I realized at the time my own spirituality should be built around the liturgy of the Church: the Eucharist, sacraments and the Hours. Others might enjoy devotions like the rosary, the stations, or particular practices, images and shrines; but as a priest I should find my identity, sustenance and life within the official prayers of the Church.
That being said, I see how much I did not learn at the time. I came to this book after taking a hint from Cardinal Ratzinger, that when the apostolic age ended the Church still had much work to do. She would have to shape the leadership structures of the Church; sort and select the canonical books of the Bible; define our doctrines, especially the Incarnation and the Trinity; and develop the Eucharistic Prayers. After reading several books about the Trinity, I went to the Internet to find a book about the Eucharistic Prayers.
Perhaps the Holy Spirit led me to Louis Bouyer and Eucharist, Theology and Spirituality of the Eucharistic Prayer. Not surprisingly, I am out of my depth. I had to look up words like epiclesis, anaphora and anamnesis. I was unfamiliar with oblation, not to mention Tefillah and Abodah. But I was searching for a deeper appreciation of the nine Eucharistic prayers we have in the Roman Missal, and I found it.

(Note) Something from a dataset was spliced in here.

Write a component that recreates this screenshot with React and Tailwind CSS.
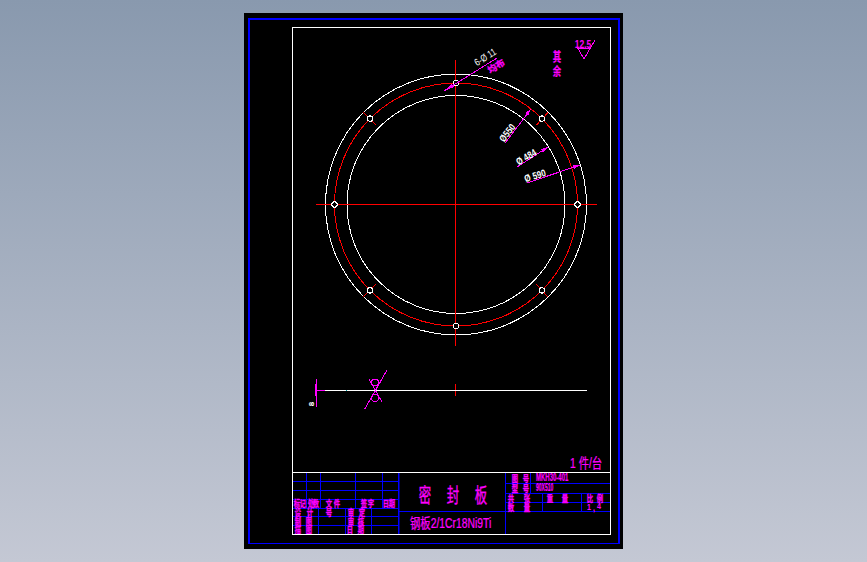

I am most impressed – and I think this is Bouyer’s main point – that the Christian religion sprang directly from its Jewish roots and never wandered far from there. This was not a reformation of the Jewish religion, not did it provide a prototype to the upheavals of the 16th and 17th centuries. The Jewish religion was always hyper-aware of the demand to maintain a pure heart and clear mind when addressing God. Jesus’ critique of the Sadducees and Pharisees was nothing if not traditional. Rather than Christianity being a reform of the Jewish religion, history shows the mother religion deliberately moving away from its gentile-embracing offspring.
I was also impressed by the beauty of the ancient prayers. I wish I could proclaim the Eucharist of Saint James or of Saint Basil to an appreciative modern congregation.
The study has resolved my doubts about the institution narrative. We believe the elements of bread and wine are indeed transformed into the Body and Blood of Jesus. We ask the Holy Spirit to do so. If the most ancient proto-prayers did not say that – e.g. the Didache – the Church did not hesitate to insert that biblical doctrine into its prayers at a very early date.
Finally, Eucharist reminds me to honor the ipsissima verba of the Eucharistic Prayers. I do not have the authority to rewrite them to fit my own taste or the preferences of the congregation. Nor would I dare to read them in a language the congregation cannot understand. That seems to me the height of clerical arrogance. Even if the congregation insists they prefer the so-called Traditional Latin Mass, I could not violate our worship with such brazen effrontery. The prayer belongs to the whole Church, not to me, or any priest or any congregation. We gather to worship God, not to please the consumer.
As the fiftieth anniversary of this ground-breaking work approaches I hope the University of Notre Dame, who first published it in 1968, is preparing a commemorative edition and, perhaps, a companion volume of appreciation for Father Bouyer’s historic contribution to the Prayer of the Church.
Make no mistake: this is not an easy book. The difficulty is not in the writing or style, but in the density of the writer's knowledge. But it is rewarding in bringing to life the history of the central rite of the catholic faith, the Eucharist, and showing us how that rite has developed into what we are blessed to have today.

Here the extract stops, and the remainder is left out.